=== Exercise task ===
How many lines of the entries below include the word "components"? Answer with the number alone.

=== Dataset extract ===
--- START ---
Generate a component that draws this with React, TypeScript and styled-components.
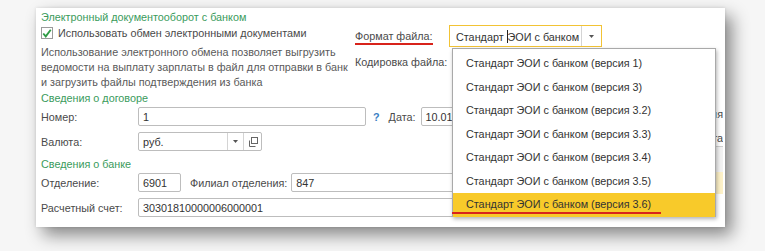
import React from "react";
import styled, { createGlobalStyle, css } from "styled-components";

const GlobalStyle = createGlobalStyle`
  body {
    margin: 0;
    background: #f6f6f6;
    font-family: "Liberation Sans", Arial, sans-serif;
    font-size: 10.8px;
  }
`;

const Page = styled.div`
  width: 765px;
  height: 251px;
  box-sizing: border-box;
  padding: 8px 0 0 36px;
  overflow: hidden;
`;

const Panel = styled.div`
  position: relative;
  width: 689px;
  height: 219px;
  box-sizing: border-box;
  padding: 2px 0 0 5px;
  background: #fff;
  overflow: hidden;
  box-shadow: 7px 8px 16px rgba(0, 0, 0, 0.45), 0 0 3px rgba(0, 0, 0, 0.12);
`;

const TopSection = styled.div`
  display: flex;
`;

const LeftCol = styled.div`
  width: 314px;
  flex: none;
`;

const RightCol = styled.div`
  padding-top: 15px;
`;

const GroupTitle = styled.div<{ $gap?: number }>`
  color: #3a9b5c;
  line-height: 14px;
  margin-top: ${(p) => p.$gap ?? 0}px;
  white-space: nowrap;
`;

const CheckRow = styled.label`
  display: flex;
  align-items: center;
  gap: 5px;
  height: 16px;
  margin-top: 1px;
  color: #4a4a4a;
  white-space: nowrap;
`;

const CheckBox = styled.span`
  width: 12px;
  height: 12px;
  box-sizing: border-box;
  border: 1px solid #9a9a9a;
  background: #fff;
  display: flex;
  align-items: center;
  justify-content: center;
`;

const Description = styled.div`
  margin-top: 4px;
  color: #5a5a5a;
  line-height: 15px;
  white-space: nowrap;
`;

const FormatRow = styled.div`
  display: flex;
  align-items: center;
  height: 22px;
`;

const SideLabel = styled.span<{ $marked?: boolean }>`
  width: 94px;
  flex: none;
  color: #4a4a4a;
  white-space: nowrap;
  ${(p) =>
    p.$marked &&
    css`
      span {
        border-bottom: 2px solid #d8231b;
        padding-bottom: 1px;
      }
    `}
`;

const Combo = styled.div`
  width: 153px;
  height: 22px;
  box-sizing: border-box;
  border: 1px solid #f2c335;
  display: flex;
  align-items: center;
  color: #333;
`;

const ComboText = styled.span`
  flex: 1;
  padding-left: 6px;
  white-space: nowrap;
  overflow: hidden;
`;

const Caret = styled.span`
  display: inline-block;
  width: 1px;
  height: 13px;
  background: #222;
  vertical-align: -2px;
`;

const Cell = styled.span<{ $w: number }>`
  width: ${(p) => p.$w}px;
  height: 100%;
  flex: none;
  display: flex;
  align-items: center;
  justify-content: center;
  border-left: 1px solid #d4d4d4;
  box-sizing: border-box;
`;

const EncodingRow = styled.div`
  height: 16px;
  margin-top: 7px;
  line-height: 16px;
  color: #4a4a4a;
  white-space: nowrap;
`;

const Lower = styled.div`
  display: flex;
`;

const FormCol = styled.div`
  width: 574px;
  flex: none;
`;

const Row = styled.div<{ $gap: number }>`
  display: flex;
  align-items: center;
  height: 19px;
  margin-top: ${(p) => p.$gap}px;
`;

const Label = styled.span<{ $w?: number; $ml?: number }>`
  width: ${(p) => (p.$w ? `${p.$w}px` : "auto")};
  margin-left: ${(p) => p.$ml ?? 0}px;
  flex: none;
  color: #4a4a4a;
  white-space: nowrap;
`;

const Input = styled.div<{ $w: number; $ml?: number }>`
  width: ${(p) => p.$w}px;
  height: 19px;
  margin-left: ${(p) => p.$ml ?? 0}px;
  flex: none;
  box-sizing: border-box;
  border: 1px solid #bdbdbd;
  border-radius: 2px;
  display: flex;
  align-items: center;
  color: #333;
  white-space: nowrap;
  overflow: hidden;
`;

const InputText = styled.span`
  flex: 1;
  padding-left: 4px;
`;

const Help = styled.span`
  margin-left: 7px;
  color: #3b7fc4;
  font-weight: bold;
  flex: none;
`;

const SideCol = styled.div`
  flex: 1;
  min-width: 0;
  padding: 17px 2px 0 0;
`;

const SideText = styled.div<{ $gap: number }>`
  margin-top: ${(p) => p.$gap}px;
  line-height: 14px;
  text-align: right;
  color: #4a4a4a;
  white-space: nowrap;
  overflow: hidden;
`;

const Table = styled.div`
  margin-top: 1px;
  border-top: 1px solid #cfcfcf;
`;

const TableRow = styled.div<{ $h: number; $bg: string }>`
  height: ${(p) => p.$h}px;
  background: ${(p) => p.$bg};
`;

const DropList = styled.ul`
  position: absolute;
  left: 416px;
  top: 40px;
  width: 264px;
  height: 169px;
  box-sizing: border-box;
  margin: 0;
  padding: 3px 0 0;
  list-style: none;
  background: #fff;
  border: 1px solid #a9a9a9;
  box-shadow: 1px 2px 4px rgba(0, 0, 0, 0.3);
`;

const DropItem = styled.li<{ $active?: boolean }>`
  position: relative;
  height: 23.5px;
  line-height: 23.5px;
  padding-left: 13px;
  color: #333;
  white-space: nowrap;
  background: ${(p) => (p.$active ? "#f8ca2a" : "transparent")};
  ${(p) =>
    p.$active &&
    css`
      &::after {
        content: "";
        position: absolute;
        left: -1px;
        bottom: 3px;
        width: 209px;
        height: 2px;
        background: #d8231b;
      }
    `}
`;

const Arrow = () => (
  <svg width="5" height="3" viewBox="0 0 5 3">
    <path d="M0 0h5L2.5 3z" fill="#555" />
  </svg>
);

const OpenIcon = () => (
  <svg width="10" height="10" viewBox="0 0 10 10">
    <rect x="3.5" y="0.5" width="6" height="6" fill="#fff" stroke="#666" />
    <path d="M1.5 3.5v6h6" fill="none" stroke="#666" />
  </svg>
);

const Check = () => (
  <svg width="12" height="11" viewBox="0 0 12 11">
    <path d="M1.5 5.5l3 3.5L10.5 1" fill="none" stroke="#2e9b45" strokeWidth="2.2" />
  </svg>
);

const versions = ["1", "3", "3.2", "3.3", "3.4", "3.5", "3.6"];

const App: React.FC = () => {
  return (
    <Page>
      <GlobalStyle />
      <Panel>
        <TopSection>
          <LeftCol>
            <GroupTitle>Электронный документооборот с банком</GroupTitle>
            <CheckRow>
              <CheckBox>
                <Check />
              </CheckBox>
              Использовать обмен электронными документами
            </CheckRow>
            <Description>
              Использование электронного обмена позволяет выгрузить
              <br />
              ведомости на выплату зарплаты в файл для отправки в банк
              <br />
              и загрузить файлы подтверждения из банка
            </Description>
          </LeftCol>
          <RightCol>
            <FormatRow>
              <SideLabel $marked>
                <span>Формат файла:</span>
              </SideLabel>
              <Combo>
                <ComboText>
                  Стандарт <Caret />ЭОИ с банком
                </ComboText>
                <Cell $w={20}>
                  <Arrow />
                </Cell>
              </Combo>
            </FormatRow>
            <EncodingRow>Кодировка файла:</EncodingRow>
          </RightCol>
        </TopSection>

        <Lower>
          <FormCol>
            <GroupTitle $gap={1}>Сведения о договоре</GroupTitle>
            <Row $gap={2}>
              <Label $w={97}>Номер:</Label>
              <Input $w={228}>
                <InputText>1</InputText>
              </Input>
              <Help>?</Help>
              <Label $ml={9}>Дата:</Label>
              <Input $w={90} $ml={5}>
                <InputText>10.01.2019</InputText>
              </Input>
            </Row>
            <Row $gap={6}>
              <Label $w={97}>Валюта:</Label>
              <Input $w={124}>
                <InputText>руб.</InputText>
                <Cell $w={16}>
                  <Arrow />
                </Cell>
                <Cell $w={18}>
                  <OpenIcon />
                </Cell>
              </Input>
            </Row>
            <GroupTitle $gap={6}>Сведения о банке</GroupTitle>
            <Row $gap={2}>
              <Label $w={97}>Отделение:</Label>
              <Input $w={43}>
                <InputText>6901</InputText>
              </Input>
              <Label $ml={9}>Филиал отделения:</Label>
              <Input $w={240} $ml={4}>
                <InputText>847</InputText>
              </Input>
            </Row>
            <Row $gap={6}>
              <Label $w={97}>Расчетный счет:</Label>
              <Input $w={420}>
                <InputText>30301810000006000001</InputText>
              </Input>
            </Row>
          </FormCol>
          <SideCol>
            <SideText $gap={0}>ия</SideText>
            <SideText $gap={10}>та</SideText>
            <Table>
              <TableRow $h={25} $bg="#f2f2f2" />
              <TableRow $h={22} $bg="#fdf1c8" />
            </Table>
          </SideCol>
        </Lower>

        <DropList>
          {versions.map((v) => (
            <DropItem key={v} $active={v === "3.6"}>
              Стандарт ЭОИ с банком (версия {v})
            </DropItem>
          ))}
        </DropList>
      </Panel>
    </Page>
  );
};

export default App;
--- END ---
--- START ---
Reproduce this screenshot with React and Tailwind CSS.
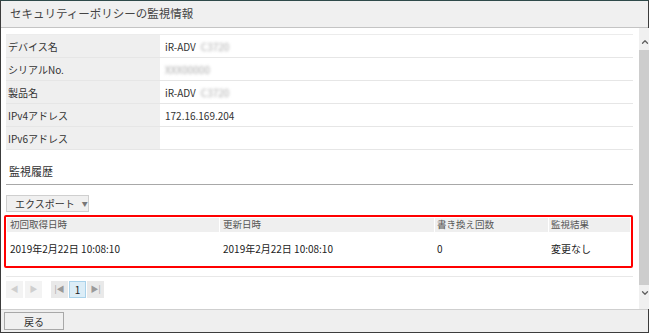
--- END ---
--- START ---
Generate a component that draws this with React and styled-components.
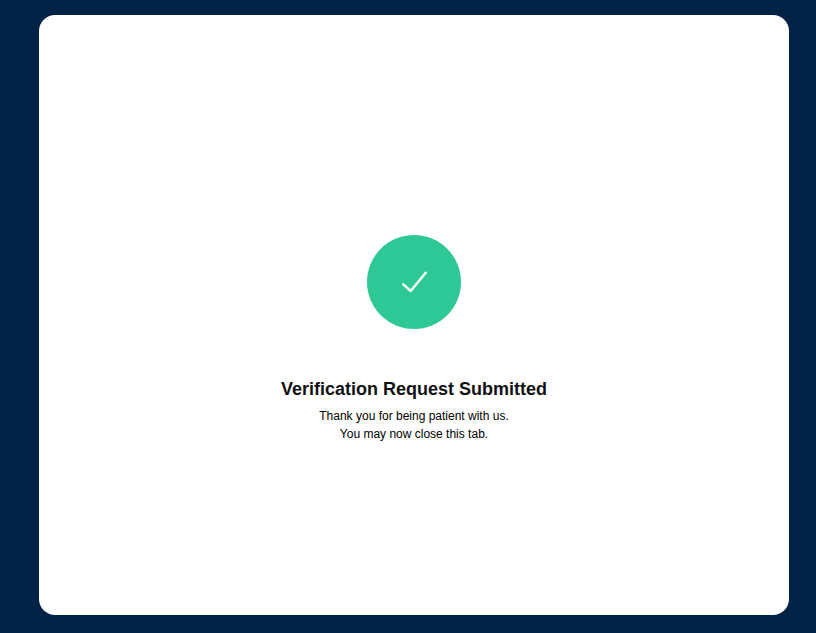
--- END ---
=== Answer ===
3